In a Crisis, Experience Matters
Having experienced and dedicated faculty ready and able to pivot quickly to emergency remote learning was invaluable when all learning went online in March, Professor Huffman said.
"Having made our investment at a time when we could develop our experience without being on crisis footing, we were better prepared than many peers to meet the circumstances head-on,” he said.
Faculty adapted their courses, taped their remaining lectures for students to watch on their own time, and used Zoom for classes and to bring legal experts to speak to students.
In April, for example, Professor of Practice Janet McCabe invited former Environmental Protection Agency administrator Gina McCarthy to speak via Zoom to her environmental law class—an opportunity to interact with a top American environmental expert that likely could only have happened with distance learning technology.
When the COVID-19 crisis forced Clinical Professor of Law Cynthia Baker to teach “Legal Aspects of Government Finance” online, she was confronted with the choice of canceling a planned field trip to the construction site of the new Indianapolis Community Justice Campus or finding an alternative.
She worked with the project’s management team to do a virtual field trip, with the help of a drone camera and Zoom technology.

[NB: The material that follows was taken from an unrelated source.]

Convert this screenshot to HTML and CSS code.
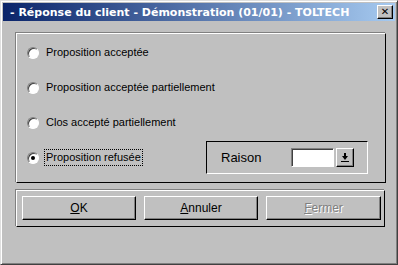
FILE: index.html
```html
<html lang="fr">
    <head>
        <meta charset="utf-8" />
        <title>Réponse du client</title>
        <link rel="stylesheet" href="styles.css">
    </head>
    <body>
        <div class="window">
            <div class="titlebar">
                <span class="title">- Réponse du client - Démonstration (01/01) - TOLTECH</span>
                <span class="close">&#x2715;</span>
            </div>
            <div class="group choices">
                <div class="row">
                    <span class="radio"></span>
                    <span class="label">Proposition acceptée</span>
                </div>
                <div class="row">
                    <span class="radio"></span>
                    <span class="label">Proposition acceptée partiellement</span>
                </div>
                <div class="row">
                    <span class="radio"></span>
                    <span class="label">Clos accepté partiellement</span>
                </div>
                <div class="row">
                    <span class="radio checked"></span>
                    <span class="label focus">Proposition refusée</span>
                    <div class="reason">
                        <span class="reason-label">Raison</span>
                        <span class="field"></span>
                        <span class="drop">
                            <svg width="8" height="9" viewBox="0 0 8 9">
                                <path d="M3 0h2v3h2l-3 4-3-4h2z" fill="#000"/>
                                <rect x="0" y="8" width="8" height="1" fill="#000"/>
                            </svg>
                        </span>
                    </div>
                </div>
            </div>
            <div class="group actions">
                <button class="btn"><u>O</u>K</button>
                <button class="btn"><u>A</u>nnuler</button>
                <button class="btn disabled"><u>F</u>ermer</button>
            </div>
        </div>
    </body>
</html>
```

FILE: styles.css
```css
body{
    margin: 0;
    background: #c0c0c0;
    font-family: "Liberation Sans", Arial, sans-serif;
    font-size: 11px;
    color: #000;
}
.window{
    width: 398px;
    height: 265px;
    box-sizing: border-box;
    background: #c0c0c0;
    border: 1px solid;
    border-color: #dfdfdf #404040 #404040 #dfdfdf;
    box-shadow: inset 1px 1px #fff, inset -1px -1px #808080;
    padding: 2px;
}
.titlebar{
    height: 18px;
    background: linear-gradient(to right, #0a246a, #a6caf0);
    display: flex;
    align-items: center;
    justify-content: space-between;
    padding: 0 2px 0 7px;
}
.title{
    color: #fff;
    font-family: "DejaVu Sans", Verdana, sans-serif;
    font-weight: bold;
    font-size: 11px;
}
.close{
    width: 16px;
    height: 14px;
    box-sizing: border-box;
    background: #c0c0c0;
    border: 1px solid;
    border-color: #fff #000 #000 #fff;
    box-shadow: inset -1px -1px #808080;
    font-size: 10px;
    font-weight: bold;
    line-height: 12px;
    text-align: center;
    font-family: "DejaVu Sans", sans-serif;
}
.group{
    border: 1px solid;
    border-color: #fff #000 #000 #fff;
    box-shadow: -1px -1px #808080;
}
.choices{
    margin: 12px 9px 0 13px;
    height: 147px;
    padding: 1px 0 0 10px;
    display: flex;
    flex-direction: column;
}
.row{
    height: 35px;
    display: flex;
    align-items: center;
}
.radio{
    width: 12px;
    height: 12px;
    box-sizing: border-box;
    border-radius: 50%;
    background: #fff;
    border: 1px solid;
    border-color: #808080 #fff #fff #808080;
    box-shadow: inset 1px 1px #404040;
    display: flex;
    align-items: center;
    justify-content: center;
    margin-right: 6px;
}
.radio.checked::after{
    content: "";
    width: 4px;
    height: 4px;
    border-radius: 50%;
    background: #000;
}
.label{
    padding: 1px 1px 2px 1px;
    font-size: 11px;
}
.focus{
    outline: 1px dotted #000;
}
.reason{
    margin-left: auto;
    margin-right: 17px;
    width: 162px;
    height: 33px;
    box-sizing: border-box;
    border: 1px solid;
    border-color: #000 #fff #fff #000;
    display: flex;
    align-items: center;
    padding-left: 14px;
}
.reason-label{
    font-size: 13px;
    width: 70px;
}
.field{
    width: 43px;
    height: 19px;
    box-sizing: border-box;
    background: #fff;
    border: 1px solid;
    border-color: #808080 #fff #fff #808080;
    box-shadow: inset 1px 1px #404040;
}
.drop{
    width: 18px;
    height: 19px;
    box-sizing: border-box;
    margin-left: 2px;
    border: 1px solid;
    border-color: #fff #000 #000 #fff;
    box-shadow: inset -1px -1px #808080;
    display: flex;
    align-items: center;
    justify-content: center;
}
.actions{
    margin: 7px 10px 0 13px;
    height: 37px;
    padding: 5px 4px 0 5px;
    box-sizing: border-box;
    display: grid;
    grid-template-columns: 114px 114px 115px;
    column-gap: 8px;
    align-items: start;
}
.btn{
    height: 24px;
    background: #c0c0c0;
    border: 1px solid;
    border-color: #fff #000 #000 #fff;
    box-shadow: inset -1px -1px #808080;
    font-family: "Liberation Sans", Arial, sans-serif;
    font-size: 12px;
    padding: 0;
    color: #000;
}
.btn.disabled{
    color: #808080;
    text-shadow: 1px 1px #fff;
}
```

The class could see the $600 million public investment in the city’s new approach to criminal justice and continue to examine its relevance as a case study of local government finance.
Professor Baker, who directs the IU McKinney Program on Law and State Government, also directs Experiential Learning at the law school, which has continued to offer externships and clinical experiences for students, with accommodations as pandemic conditions demand.
“We didn’t just throw up our hands. We kept learning. Our classes and experiential learning go forward,” she said. “That’s just how our profession has to respond. We’re prepared for online learning, just as we have to learn to practice law in this environment.”